> RAW DATA:
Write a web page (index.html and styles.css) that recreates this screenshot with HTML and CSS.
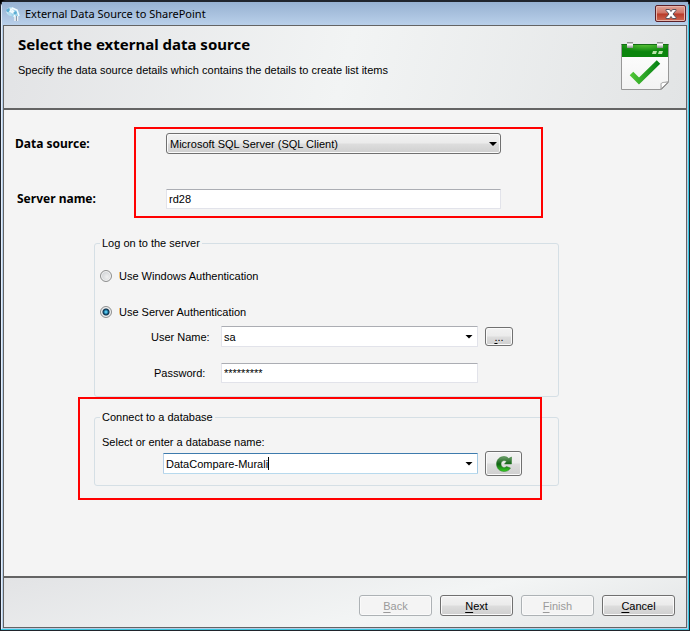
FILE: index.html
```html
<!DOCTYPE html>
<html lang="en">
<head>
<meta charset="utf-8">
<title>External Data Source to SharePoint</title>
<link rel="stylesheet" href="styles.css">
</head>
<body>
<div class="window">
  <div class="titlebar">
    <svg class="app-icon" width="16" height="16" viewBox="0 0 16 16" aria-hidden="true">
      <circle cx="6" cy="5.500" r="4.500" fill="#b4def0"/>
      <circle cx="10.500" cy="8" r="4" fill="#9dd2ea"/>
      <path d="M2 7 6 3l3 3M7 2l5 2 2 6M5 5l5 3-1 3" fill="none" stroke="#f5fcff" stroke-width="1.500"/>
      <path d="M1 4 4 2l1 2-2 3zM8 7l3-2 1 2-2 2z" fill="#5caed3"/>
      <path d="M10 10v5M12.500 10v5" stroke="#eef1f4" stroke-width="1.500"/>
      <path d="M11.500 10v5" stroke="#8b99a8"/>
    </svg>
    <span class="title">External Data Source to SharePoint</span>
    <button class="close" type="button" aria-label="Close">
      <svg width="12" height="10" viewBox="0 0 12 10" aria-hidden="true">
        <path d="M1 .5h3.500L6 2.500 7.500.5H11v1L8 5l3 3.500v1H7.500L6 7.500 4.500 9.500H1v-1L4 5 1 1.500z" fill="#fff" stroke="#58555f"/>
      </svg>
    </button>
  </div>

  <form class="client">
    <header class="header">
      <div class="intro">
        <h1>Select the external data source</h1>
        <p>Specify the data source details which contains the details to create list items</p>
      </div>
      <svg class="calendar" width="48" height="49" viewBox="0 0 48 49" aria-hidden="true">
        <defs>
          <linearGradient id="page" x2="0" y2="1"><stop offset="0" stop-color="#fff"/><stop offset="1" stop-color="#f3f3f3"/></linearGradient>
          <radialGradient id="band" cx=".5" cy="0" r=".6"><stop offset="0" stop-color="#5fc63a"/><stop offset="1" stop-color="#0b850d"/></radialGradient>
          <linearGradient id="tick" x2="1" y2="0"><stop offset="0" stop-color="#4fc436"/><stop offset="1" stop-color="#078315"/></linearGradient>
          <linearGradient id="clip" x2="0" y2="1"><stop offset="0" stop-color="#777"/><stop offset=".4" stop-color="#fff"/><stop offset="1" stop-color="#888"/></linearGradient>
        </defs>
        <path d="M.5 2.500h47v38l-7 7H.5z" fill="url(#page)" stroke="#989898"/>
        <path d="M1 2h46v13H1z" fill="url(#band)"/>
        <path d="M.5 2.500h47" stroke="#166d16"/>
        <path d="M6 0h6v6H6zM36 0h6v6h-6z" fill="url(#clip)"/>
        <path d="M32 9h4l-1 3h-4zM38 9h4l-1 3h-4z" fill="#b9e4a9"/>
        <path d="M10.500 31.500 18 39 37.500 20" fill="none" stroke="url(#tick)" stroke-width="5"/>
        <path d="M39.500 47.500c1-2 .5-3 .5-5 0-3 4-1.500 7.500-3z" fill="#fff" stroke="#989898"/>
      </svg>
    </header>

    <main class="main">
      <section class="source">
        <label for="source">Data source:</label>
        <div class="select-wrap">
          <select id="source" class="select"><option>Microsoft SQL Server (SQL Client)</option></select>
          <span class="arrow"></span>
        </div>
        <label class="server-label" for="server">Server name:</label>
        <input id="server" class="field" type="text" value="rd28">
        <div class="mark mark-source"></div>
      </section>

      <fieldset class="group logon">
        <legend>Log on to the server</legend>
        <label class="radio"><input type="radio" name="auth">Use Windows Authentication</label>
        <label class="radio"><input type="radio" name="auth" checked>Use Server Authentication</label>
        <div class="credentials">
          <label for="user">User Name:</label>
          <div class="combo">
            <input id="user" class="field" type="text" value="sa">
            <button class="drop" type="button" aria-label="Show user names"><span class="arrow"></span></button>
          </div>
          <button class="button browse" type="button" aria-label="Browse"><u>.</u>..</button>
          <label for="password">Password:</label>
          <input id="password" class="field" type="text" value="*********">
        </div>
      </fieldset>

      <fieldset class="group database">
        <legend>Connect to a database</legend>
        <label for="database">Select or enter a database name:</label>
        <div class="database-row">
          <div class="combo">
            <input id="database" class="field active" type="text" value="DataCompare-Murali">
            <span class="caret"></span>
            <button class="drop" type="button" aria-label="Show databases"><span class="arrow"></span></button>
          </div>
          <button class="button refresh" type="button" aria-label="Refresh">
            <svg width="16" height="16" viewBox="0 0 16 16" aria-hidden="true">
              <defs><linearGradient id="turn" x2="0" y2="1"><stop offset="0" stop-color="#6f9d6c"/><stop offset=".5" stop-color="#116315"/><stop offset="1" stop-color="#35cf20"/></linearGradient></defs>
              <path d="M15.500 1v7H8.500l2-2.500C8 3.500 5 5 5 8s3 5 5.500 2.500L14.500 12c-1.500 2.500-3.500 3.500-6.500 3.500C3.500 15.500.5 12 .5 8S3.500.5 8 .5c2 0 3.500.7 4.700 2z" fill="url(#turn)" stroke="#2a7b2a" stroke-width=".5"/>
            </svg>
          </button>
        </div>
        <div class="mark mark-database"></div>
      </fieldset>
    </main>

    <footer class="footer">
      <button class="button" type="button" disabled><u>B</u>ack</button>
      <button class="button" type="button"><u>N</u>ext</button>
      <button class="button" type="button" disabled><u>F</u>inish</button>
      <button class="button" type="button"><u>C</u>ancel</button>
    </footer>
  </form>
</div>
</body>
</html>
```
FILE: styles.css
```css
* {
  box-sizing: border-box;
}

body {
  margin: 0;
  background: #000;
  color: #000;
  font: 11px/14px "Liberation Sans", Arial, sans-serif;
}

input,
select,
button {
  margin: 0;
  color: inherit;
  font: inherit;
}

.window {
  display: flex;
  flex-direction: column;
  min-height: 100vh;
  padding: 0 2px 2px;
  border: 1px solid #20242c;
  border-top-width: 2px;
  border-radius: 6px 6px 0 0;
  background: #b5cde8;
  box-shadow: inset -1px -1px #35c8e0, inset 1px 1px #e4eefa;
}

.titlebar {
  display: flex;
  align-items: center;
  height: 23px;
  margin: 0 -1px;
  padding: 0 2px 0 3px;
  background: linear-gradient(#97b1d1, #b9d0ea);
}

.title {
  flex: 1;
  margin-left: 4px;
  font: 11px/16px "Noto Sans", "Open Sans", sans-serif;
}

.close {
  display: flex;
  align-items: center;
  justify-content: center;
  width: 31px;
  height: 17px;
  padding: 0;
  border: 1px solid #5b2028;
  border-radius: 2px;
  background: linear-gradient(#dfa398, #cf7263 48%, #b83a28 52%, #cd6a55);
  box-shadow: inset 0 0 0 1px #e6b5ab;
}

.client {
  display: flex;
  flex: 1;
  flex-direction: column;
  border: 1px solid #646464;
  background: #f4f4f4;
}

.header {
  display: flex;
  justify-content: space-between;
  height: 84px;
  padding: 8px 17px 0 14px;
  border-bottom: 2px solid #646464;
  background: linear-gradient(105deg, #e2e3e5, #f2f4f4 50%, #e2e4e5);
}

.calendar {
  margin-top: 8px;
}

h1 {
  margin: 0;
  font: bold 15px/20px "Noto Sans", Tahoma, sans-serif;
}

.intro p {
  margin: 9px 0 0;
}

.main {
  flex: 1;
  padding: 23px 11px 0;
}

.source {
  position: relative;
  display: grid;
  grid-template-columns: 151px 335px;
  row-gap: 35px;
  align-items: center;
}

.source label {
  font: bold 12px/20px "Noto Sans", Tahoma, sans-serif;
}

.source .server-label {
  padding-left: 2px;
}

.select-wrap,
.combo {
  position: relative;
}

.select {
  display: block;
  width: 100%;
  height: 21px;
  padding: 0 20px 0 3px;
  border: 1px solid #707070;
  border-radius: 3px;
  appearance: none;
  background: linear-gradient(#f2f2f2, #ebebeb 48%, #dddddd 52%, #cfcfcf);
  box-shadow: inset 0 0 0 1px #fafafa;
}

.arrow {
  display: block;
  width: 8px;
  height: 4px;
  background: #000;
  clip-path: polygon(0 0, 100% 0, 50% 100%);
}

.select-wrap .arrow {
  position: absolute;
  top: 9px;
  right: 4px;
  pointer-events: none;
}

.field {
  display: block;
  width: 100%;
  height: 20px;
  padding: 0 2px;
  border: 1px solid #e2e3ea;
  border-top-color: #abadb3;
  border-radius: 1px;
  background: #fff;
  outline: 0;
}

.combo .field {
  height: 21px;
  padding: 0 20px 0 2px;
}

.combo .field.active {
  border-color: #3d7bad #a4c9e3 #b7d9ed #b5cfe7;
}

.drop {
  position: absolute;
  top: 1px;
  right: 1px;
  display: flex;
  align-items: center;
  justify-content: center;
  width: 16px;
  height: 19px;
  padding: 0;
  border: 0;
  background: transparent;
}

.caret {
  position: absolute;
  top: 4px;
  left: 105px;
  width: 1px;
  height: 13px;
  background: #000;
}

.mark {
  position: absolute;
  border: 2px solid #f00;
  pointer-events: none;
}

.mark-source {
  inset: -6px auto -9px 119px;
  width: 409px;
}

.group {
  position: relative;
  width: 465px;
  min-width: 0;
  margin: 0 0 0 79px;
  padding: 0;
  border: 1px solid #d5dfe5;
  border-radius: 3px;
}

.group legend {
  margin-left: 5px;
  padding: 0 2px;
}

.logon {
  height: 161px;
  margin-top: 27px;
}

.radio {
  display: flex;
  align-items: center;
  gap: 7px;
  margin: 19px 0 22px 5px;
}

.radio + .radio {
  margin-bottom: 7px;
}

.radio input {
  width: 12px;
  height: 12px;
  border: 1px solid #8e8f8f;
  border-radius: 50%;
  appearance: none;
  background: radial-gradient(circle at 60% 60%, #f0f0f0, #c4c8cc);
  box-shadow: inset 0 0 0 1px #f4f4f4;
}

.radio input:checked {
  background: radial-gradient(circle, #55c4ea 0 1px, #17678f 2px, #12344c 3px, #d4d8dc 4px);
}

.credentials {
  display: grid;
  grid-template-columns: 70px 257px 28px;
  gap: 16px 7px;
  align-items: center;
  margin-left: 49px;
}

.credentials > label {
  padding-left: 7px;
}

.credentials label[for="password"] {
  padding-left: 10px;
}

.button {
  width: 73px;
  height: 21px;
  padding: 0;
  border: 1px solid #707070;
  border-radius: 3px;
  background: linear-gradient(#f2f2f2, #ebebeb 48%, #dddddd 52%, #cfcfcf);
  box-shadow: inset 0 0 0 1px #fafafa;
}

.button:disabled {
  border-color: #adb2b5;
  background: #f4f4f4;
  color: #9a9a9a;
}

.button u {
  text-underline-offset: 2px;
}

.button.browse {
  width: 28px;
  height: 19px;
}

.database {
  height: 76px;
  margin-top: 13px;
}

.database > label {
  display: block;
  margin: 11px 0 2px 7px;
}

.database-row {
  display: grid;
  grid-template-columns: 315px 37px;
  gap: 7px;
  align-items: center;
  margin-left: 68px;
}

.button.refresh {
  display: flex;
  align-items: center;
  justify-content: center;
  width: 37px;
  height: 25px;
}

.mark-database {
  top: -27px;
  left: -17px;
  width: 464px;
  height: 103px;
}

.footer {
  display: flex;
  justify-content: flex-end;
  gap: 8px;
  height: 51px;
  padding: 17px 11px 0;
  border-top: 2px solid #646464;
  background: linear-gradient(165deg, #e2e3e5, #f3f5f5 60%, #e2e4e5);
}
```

> EXERCISE DETAILS: State the count of lines in the data holding the word "index", adding nothing to it.

> TASK RESPONSE: 2